### WORK TO COMPLETE
Sort through the data and copy the lines holding the word "page".
======== RECORD LIST
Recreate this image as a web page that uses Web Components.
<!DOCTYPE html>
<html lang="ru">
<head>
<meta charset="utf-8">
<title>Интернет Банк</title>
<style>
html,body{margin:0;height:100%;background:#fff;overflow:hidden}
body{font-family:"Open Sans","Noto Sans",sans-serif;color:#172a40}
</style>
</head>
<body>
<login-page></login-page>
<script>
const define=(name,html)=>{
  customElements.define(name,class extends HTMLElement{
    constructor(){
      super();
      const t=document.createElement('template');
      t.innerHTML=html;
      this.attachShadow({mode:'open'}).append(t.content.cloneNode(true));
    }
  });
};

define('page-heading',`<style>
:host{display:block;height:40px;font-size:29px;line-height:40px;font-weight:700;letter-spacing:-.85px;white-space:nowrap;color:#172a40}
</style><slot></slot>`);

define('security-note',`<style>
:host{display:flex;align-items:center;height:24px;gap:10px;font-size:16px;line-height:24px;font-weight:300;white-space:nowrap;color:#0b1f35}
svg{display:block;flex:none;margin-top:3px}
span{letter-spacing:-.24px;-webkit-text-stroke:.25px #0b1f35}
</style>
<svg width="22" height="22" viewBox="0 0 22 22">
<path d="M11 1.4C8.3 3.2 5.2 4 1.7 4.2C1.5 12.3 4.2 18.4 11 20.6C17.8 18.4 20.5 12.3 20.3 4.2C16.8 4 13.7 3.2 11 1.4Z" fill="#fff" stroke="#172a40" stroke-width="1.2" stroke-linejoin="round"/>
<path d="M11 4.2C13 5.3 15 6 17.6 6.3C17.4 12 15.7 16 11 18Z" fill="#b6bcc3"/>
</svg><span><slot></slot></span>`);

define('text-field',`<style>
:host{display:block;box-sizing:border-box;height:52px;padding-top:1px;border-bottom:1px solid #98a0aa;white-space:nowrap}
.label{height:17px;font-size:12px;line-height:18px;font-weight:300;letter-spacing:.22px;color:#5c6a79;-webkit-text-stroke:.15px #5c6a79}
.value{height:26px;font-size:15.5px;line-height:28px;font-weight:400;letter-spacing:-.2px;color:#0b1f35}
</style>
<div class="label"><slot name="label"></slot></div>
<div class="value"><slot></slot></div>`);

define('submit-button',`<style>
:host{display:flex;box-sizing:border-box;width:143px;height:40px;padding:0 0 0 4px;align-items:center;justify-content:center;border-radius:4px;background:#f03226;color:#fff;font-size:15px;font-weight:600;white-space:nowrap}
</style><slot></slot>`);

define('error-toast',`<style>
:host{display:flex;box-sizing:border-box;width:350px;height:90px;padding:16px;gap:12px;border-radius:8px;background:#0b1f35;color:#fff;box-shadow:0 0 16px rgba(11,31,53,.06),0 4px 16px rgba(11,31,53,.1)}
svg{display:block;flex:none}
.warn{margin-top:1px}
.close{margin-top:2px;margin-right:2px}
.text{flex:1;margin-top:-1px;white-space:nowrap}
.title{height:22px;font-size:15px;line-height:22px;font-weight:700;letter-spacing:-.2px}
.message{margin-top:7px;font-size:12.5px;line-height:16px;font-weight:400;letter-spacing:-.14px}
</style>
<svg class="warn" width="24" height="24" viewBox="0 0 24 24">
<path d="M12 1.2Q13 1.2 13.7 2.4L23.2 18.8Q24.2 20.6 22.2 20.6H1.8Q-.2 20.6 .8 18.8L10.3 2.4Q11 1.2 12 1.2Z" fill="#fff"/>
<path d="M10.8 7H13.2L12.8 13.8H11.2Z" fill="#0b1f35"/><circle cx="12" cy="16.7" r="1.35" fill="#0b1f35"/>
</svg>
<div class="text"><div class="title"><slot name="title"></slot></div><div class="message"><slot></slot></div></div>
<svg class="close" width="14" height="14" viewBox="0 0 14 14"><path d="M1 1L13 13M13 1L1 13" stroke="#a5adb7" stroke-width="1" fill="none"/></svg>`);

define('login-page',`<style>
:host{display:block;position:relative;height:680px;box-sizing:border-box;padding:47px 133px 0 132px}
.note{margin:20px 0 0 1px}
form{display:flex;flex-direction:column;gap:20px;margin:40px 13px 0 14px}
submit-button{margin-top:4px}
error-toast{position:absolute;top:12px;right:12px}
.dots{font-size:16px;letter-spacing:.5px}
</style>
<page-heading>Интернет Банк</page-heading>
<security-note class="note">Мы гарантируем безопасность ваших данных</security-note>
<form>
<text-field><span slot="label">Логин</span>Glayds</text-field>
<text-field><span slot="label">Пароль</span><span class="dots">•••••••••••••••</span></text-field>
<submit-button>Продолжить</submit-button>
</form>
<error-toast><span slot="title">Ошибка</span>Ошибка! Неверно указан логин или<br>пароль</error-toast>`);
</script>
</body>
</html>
================
======== RECORD LIST
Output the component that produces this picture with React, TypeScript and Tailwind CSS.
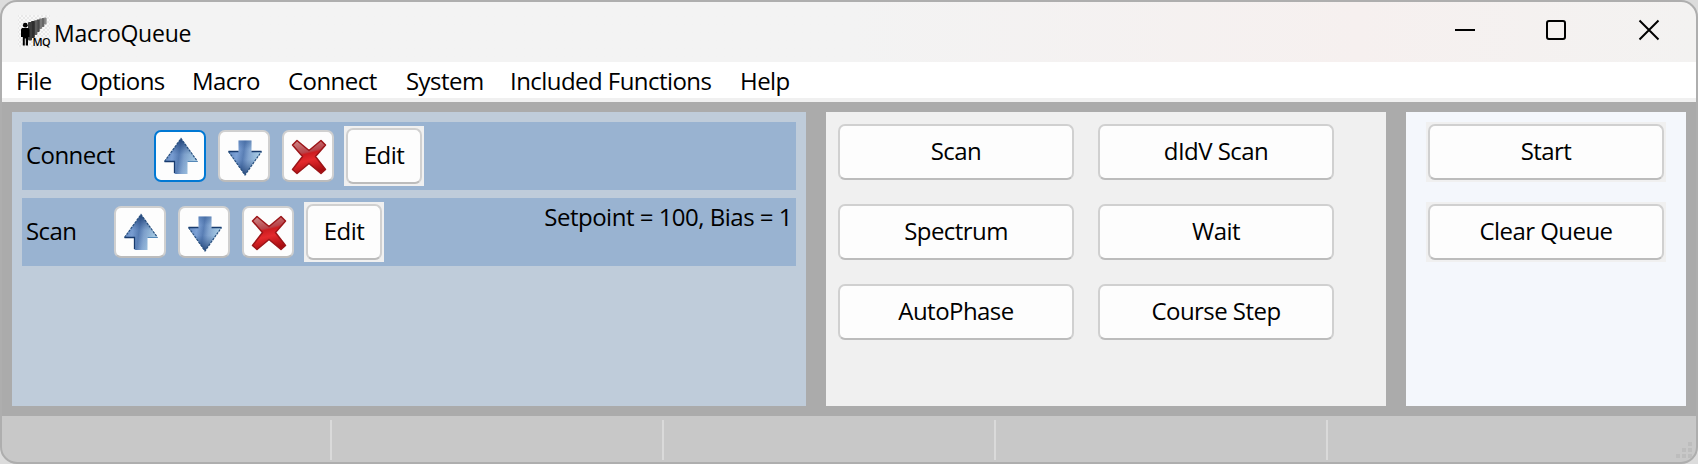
================
### OUTPUT OF THE EXERCISE
Recreate this image as a web page that uses Web Components.
<login-page></login-page>
define('page-heading',`<style>
define('login-page',`<style>
<page-heading>Интернет Банк</page-heading>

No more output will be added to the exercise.